I haven't looked at the Alley Cat Allies construction though. I'm sure whatever it is would be easy and work well!
post #8 of 11
No matter what you choose try to get them off the ground onto some bricks.
post #9 of 11

This is free and exactly what you are looking for. (Thanks to TNR1 for this link)
post #10 of 11
I have a large cardboard box on the back porch with a little drawbridge type flap cut out in the front. I taped a nice piece of plastic around the box and stuffed an old pillow in the back. I then
folded an old wool blanket on the bottom of the box as a warm floor.
The black and white cat has been sleeping in the box. He also moves the wool blanket forward as more of a cover. You could put straw bales around the box or pile up some firewood around the sides.

Another idea is to use large, heavy weight cardboard boxes that contained computers or tvs and cover them with a plastic tarp that you can buy in hardware/home improvement stores. Or, get an old dog cage, buy 1 inch thick pieces of styrofoam and tape them around the outside of the cage, using duct tape. Put a thick blanket inside as a floor.
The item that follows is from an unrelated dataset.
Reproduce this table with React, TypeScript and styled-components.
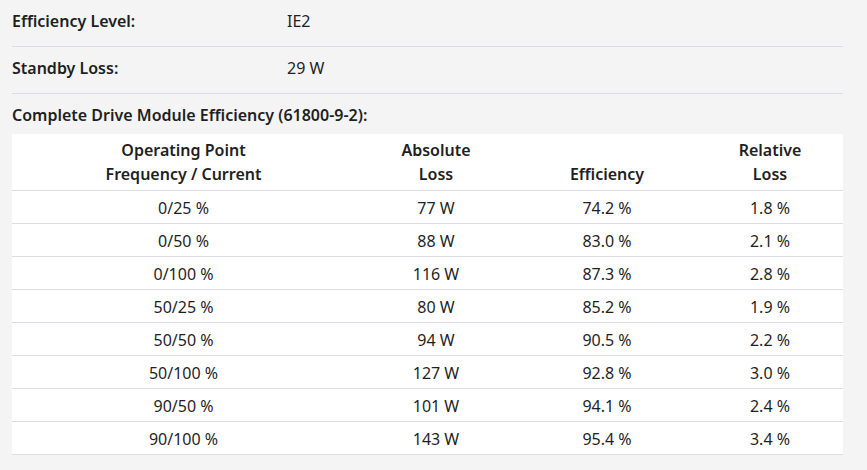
import React from "react";
import styled, { createGlobalStyle } from "styled-components";

const Global = createGlobalStyle`
  html, body { margin: 0; padding: 0; background: #f4f4f4; }
  body { font-family: "Noto Sans", "Open Sans", sans-serif; color: #1f1f1f; font-size: 16px; }
`;

const Page = styled.div`
  width: 831px;
  padding: 0 0 0 12px;
`;

const InfoRow = styled.div`
  display: flex;
  padding: 9px 0 13px;
  line-height: 24px;
  border-bottom: 1px solid #dcdde3;
`;

const Label = styled.div`
  width: 275px;
  font-weight: 600;
`;

const Value = styled.div`
  font-weight: 400;
`;

const Title = styled.div`
  padding: 9px 0 0;
  line-height: 24px;
  font-weight: 600;
  margin-bottom: 7px;
`;

const Table = styled.table`
  width: 831px;
  border-collapse: collapse;
  background: #ffffff;
  table-layout: fixed;
`;

const Th = styled.th<{ $w: number }>`
  width: ${(p) => p.$w}px;
  font-weight: 600;
  text-align: center;
  vertical-align: bottom;
  line-height: 24px;
  padding: 4px 0;
  border-bottom: 1px solid #dcdde3;
`;

const Td = styled.td`
  text-align: center;
  line-height: 24px;
  padding: 5px 0 3px;
  border-bottom: 1px solid #dcdde3;
  font-weight: 400;
`;

const rows = [
  ["0/25 %", "77 W", "74.2 %", "1.8 %"],
  ["0/50 %", "88 W", "83.0 %", "2.1 %"],
  ["0/100 %", "116 W", "87.3 %", "2.8 %"],
  ["50/25 %", "80 W", "85.2 %", "1.9 %"],
  ["50/50 %", "94 W", "90.5 %", "2.2 %"],
  ["50/100 %", "127 W", "92.8 %", "3.0 %"],
  ["90/50 %", "101 W", "94.1 %", "2.4 %"],
  ["90/100 %", "143 W", "95.4 %", "3.4 %"],
];

export default function App() {
  return (
    <Page>
      <Global />
      <InfoRow>
        <Label>Efficiency Level:</Label>
        <Value>IE2</Value>
      </InfoRow>
      <InfoRow>
        <Label>Standby Loss:</Label>
        <Value>29 W</Value>
      </InfoRow>
      <Title>Complete Drive Module Efficiency (61800-9-2):</Title>
      <Table>
        <thead>
          <tr>
            <Th $w={343}>Operating Point<br />Frequency / Current</Th>
            <Th $w={162}>Absolute<br />Loss</Th>
            <Th $w={180}>Efficiency</Th>
            <Th $w={146}>Relative<br />Loss</Th>
          </tr>
        </thead>
        <tbody>
          {rows.map((r) => (
            <tr key={r[0]}>
              {r.map((c, i) => (
                <Td key={i}>{c}</Td>
              ))}
            </tr>
          ))}
        </tbody>
      </Table>
    </Page>
  );
}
You can wrap a heavy weight piece of plastic as a cover around the cage, or surround it with straw bales/firewood. I try to get some firewood logs that I can place upright around the pet house.

For a commercial house and if you have some money to spend, I saw some really nice looking wooden dog houses in several sizes that can also be used to shelter cats at Pet Supplies Plus in the $80-$100. range.

All of these houses can be placed on bricks or blocks. My back porch is a step up with a wooden floor, so I can put a shelter right on the porch.
post #11 of 11
Wow! I started using styrofoam coolers about 20 years ago! They're great - warm, inexpensive and easy to modify. You can attach any number of them together and cut holes in between, and they come in lots of sizes.